6. Takeaway: The Migration Path and the “Bloat” Dilemma
A “soft fork” can introduce Post-Quantum Cryptography (PQC). A proposed Quantum-Resistant Address Migration Protocol (QRAMP) would involve a “burn and migrate” strategy, moving funds to new addresses using lattice-based or hash-based signatures. However, this introduces two major strategic hurdles:
The Lost Coin Problem: Satoshi-era or “lost” coins cannot sign the migration transaction. These funds would likely have to be declared unspendable after a hard deadline—a move that challenges the core principle of immutability.
Efficiency Degradation: PQC signatures like Dilithium or SPHINCS+ are significantly larger in byte size than current signatures.
“Many of these currently proposed quantum-resistant signatures are ‘untested.’ Some have been found to be insecure even against classical computers because they haven’t been ‘battle-tested’ in an adversarial environment for decades, as ECDSA has.”
7. Conclusion: A Century-Long Horizon
While the underlying physics of quantum computation is sound, the engineering reality is currently in a state of infancy.
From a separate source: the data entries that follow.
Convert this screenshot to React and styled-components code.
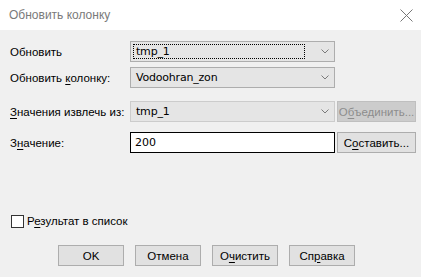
import React from 'react';
import styled, { createGlobalStyle } from 'styled-components';

const Global = createGlobalStyle`
    html, body {
        margin: 0;
        padding: 0;
        background: #f0f0f0;
    }
    body {
        font-family: "Liberation Sans", Arial, sans-serif;
        font-size: 11px;
        color: #000;
    }
`;

const Window = styled.div`
    width: 421px;
    height: 277px;
    background: #f0f0f0;
    display: flex;
    flex-direction: column;
    overflow: hidden;
`;

const TitleBar = styled.div`
    height: 30px;
    background: #fff;
    display: flex;
    align-items: center;
    justify-content: space-between;
    padding: 0 8px 0 9px;
`;

const Title = styled.div`
    font-size: 12px;
    color: #7a7a7a;
`;

const Body = styled.div`
    flex: 1;
    display: flex;
    flex-direction: column;
    padding: 11px 7px 0 10px;
`;

const Row = styled.div`
    display: grid;
    grid-template-columns: 118px 205px 79px;
    column-gap: 2px;
    align-items: center;
    height: 21px;
    margin-top: ${props => props.gap || 0}px;
`;

const Label = styled.div`
    font-size: 11.5px;
    white-space: nowrap;
`;

const U = styled.span`
    text-decoration: underline;
    text-underline-offset: 2px;
`;

const Combo = styled.div`
    height: 21px;
    box-sizing: border-box;
    border: 1px solid ${props => props.disabled ? '#cccccc' : '#adadad'};
    background: #e5e5e5;
    display: flex;
    align-items: center;
    padding: 2px;
    font-family: "DejaVu Sans", "Noto Sans", sans-serif;
    font-size: 11px;
`;

const ComboText = styled.div`
    flex: 1;
    height: 15px;
    display: flex;
    align-items: center;
    padding-left: 2px;
    margin-right: 16px;
    box-sizing: border-box;
    border: 1px dotted ${props => props.focused ? '#000' : 'transparent'};
    letter-spacing: -0.2px;
`;

const Chevron = styled.svg`
    width: 8px;
    height: 5px;
    margin-right: 3px;
`;

const TextBox = styled.div`
    height: 21px;
    box-sizing: border-box;
    border: 1px solid #000;
    background: #fff;
    display: flex;
    align-items: center;
    padding-left: 4px;
    font-family: "DejaVu Sans", "Noto Sans", sans-serif;
    font-size: 11px;
`;

const Button = styled.div`
    height: 21px;
    box-sizing: border-box;
    border: 1px solid ${props => props.disabled ? '#bfbfbf' : '#adadad'};
    background: ${props => props.disabled ? '#cccccc' : '#e1e1e1'};
    color: ${props => props.disabled ? '#8d8d8d' : '#000'};
    display: flex;
    align-items: center;
    justify-content: center;
    font-size: 11.5px;
    white-space: nowrap;
`;

const CheckRow = styled.div`
    display: flex;
    align-items: center;
    margin-top: 61px;
    margin-left: 1px;
    height: 14px;
`;

const CheckBox = styled.div`
    width: 13px;
    height: 13px;
    box-sizing: border-box;
    border: 1px solid #333;
    background: #fff;
    margin-right: 3px;
`;

const Footer = styled.div`
    display: flex;
    gap: 11px;
    margin-top: 17px;
    padding-left: 48px;
`;

const FooterButton = styled(Button)`
    width: 66px;
`;

const Arrow = () => (
    <Chevron viewBox="0 0 8 5">
        <path d="M0.5 0.5 L4 4 L7.5 0.5" fill="none" stroke="#7a7a7a" strokeWidth="1" />
    </Chevron>
);

const App = () => {
    return (
        <Window>
            <Global />
            <TitleBar>
                <Title>Обновить колонку</Title>
                <svg width="13" height="13" viewBox="0 0 13 13">
                    <path d="M0.5 0.5 L12.5 12.5 M12.5 0.5 L0.5 12.5" stroke="#777" strokeWidth="1" />
                </svg>
            </TitleBar>
            <Body>
                <Row>
                    <Label>Обновить</Label>
                    <Combo>
                        <ComboText focused>tmp_1</ComboText>
                        <Arrow />
                    </Combo>
                </Row>
                <Row gap={5}>
                    <Label>Обновить <U>к</U>олонку:</Label>
                    <Combo>
                        <ComboText>Vodoohran_zon</ComboText>
                        <Arrow />
                    </Combo>
                </Row>
                <Row gap={13}>
                    <Label><U>З</U>начения извлечь из:</Label>
                    <Combo disabled>
                        <ComboText>tmp_1</ComboText>
                        <Arrow />
                    </Combo>
                    <Button disabled>О<U>б</U>ъединить...</Button>
                </Row>
                <Row gap={10}>
                    <Label>З<U>н</U>ачение:</Label>
                    <TextBox>200</TextBox>
                    <Button>С<U>о</U>ставить...</Button>
                </Row>
                <CheckRow>
                    <CheckBox />
                    <Label>Р<U>е</U>зультат в список</Label>
                </CheckRow>
                <Footer>
                    <FooterButton>OK</FooterButton>
                    <FooterButton>Отмена</FooterButton>
                    <FooterButton>О<U>ч</U>истить</FooterButton>
                    <FooterButton>Сп<U>р</U>авка</FooterButton>
                </Footer>
            </Body>
        </Window>
    );
};

export default App;
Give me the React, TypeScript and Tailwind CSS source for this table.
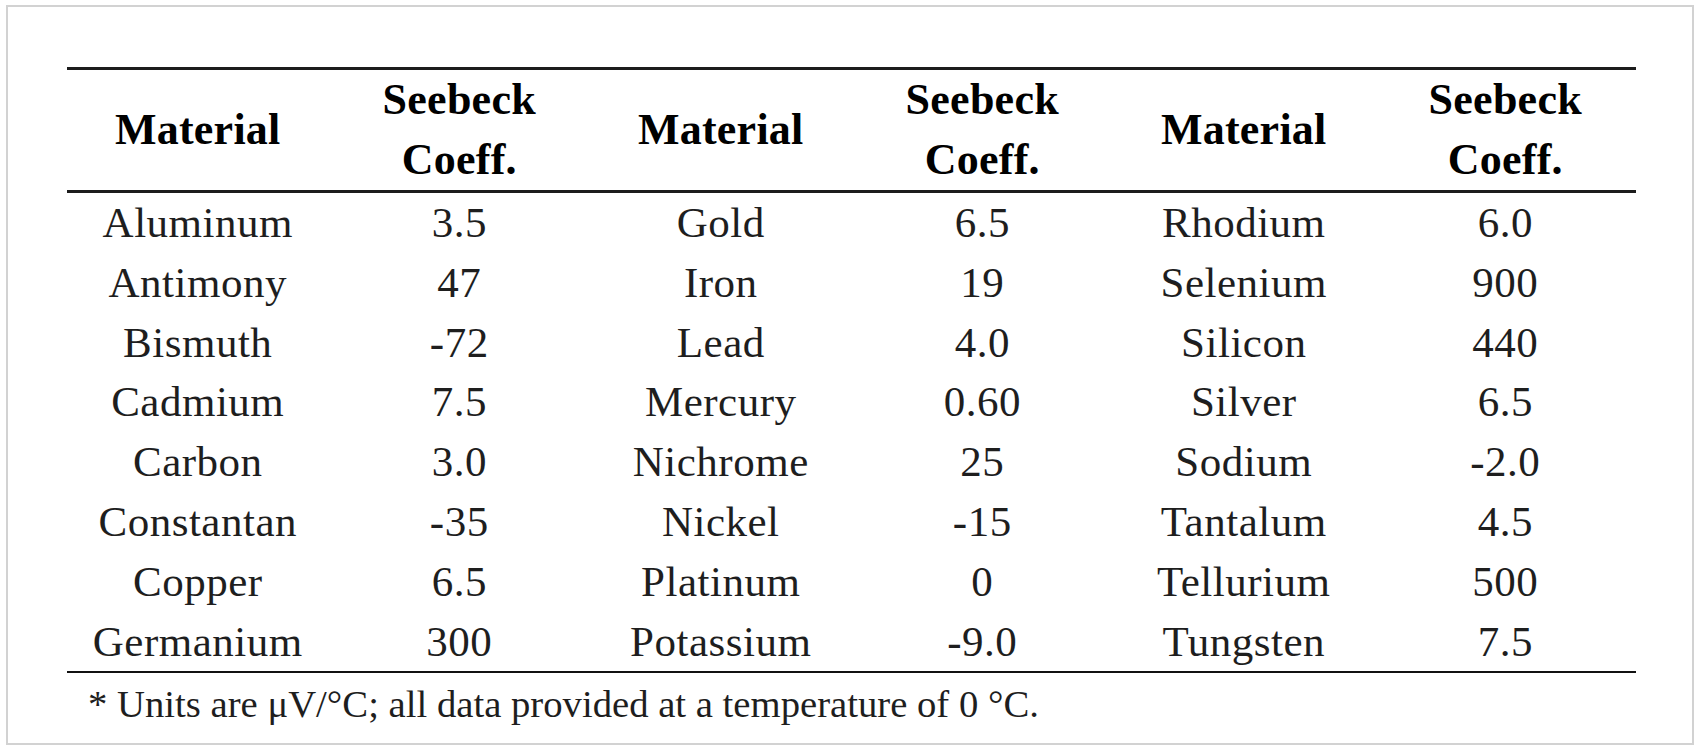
import React from "react";

const cols: [string, string][][] = [
  [
    ["Aluminum", "3.5"],
    ["Antimony", "47"],
    ["Bismuth", "-72"],
    ["Cadmium", "7.5"],
    ["Carbon", "3.0"],
    ["Constantan", "-35"],
    ["Copper", "6.5"],
    ["Germanium", "300"],
  ],
  [
    ["Gold", "6.5"],
    ["Iron", "19"],
    ["Lead", "4.0"],
    ["Mercury", "0.60"],
    ["Nichrome", "25"],
    ["Nickel", "-15"],
    ["Platinum", "0"],
    ["Potassium", "-9.0"],
  ],
  [
    ["Rhodium", "6.0"],
    ["Selenium", "900"],
    ["Silicon", "440"],
    ["Silver", "6.5"],
    ["Sodium", "-2.0"],
    ["Tantalum", "4.5"],
    ["Tellurium", "500"],
    ["Tungsten", "7.5"],
  ],
];

export default function App() {
  const rows = cols[0].map((_, i) => cols.flatMap((c) => c[i]));
  return (
    <div
      className="w-[1701px] h-[752px] bg-white pt-[5px] pl-[6px]"
      style={{ fontFamily: '"Liberation Serif", "Times New Roman", serif' }}
    >
      <div className="w-[1688px] h-[740px] border-2 border-[#d2d2d2] pt-[60px] pl-[59px]">
        <div className="w-[1569px]">
          <div className="h-[3px] bg-[#1c1c1c]" />
          <div className="grid grid-cols-6 h-[120px] text-[44px] font-bold text-black leading-[60px] tracking-[0.25px]">
            {[0, 1, 2].map((k) => (
              <React.Fragment key={k}>
                <div className="flex items-center justify-center">Material</div>
                <div className="flex flex-col items-center justify-center text-center">
                  <span>Seebeck</span>
                  <span>Coeff.</span>
                </div>
              </React.Fragment>
            ))}
          </div>
          <div className="h-[3px] bg-[#1c1c1c]" />
          <div className="text-[43px] text-[#1e1e1e] tracking-[0.5px]">
            {rows.map((r, i) => (
              <div key={i} className="grid grid-cols-6 h-[59.8px] leading-[59.8px]">
                {r.map((v, j) => (
                  <div key={j} className="text-center">
                    {v}
                  </div>
                ))}
              </div>
            ))}
          </div>
          <div className="h-[2px] bg-[#111]" />
          <div className="pl-[21px] pt-[10px] text-[38.7px] text-[#1e1e1e] leading-[42px]">
            * Units are μV/°C; all data provided at a temperature of 0 °C.
          </div>
        </div>
      </div>
    </div>
  );
}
A practical, cost-effective quantum attack on Bitcoin remains more akin to “interstellar travel” or “low-cost nuclear fusion” than a near-term financial risk. We are likely decades, if not a century, away from the hardware stability required to execute Shor’s algorithm on a 256-bit key.
The ultimate question for the Bitcoin community is not whether the physics will work, but whether we are prepared for the social and technical trade-offs. Upgrading to quantum-resistant signatures means accepting larger transactions, slower validation, and the potential abandonment of “lost” coins. For the foreseeable future, however, the “Death of Bitcoin” remains a science fiction narrative designed to sell cloud services and clickbait, not a reflection of cryptographic reality. We leave such titles to shitty media and newspapers.